I think the online version does give a bit of a skewed perspective, but that's all we see, so when we log in for Syracuse updates and see that press release headlined in the top five stories without comment... well, maybe my real gripe isn't the breadth of perspective, but what is chosen to be highlighted.
And I tend not to read the comments, because often they infuriate me. Sometimes, when I see a particularly batshit letter to the editor, I think, "Hey, if this one got printed, what the hell kind of poorly written, totally crazy drivel got rejected?" Then I read a comment thread and discover the answer.
Anyway, glad to see the paper came out officially, if not over-enthusiastically, in support of Patterson on this issue.

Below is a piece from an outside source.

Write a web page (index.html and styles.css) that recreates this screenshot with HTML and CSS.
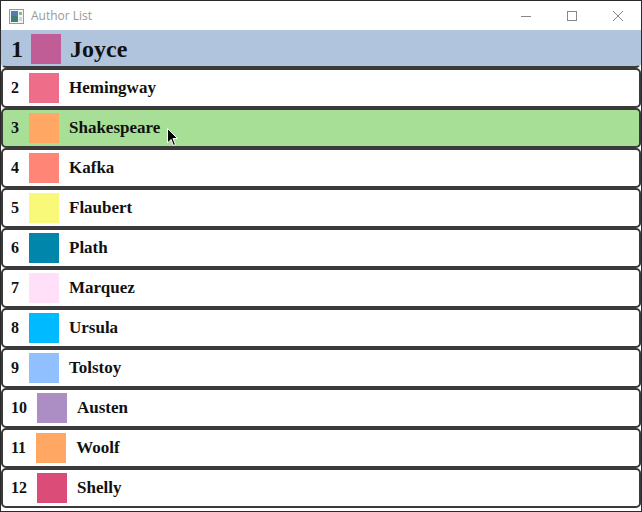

Syracuse.com has a major problem in that all news blog stories are sorted soley by the time stamps assigned when a reporter or editor submits them. So a major breaking news event sometimes ends up getting the same play as a crappy little press release. It's an annoyance for the newsroom, which has absolutely no control over the Web site.
After years of complaining about problems like that, Advance (the P-S and Syracuse.com parent company) finally agreed to test a new Web page design on Syracuse.com. I think it launches next week. Supposedly, the new design gives P-S staff control over how stories (and which stories) are displayed on the main page. Crossing fingers that it actually achieves this goal.
That's a really good idea. Whether it's true or not, people tend to assume that news stories are ranked by importance. It's a carry-over from print edition, but I think people expect it of online sources too.
At least they're listening to issues employees are having and are addressing them. I think every story a news source runs, in print or online, represents the agency in both content and presentation. It seems it's in their best interest to go the route your talking about and allow some control over that presentation.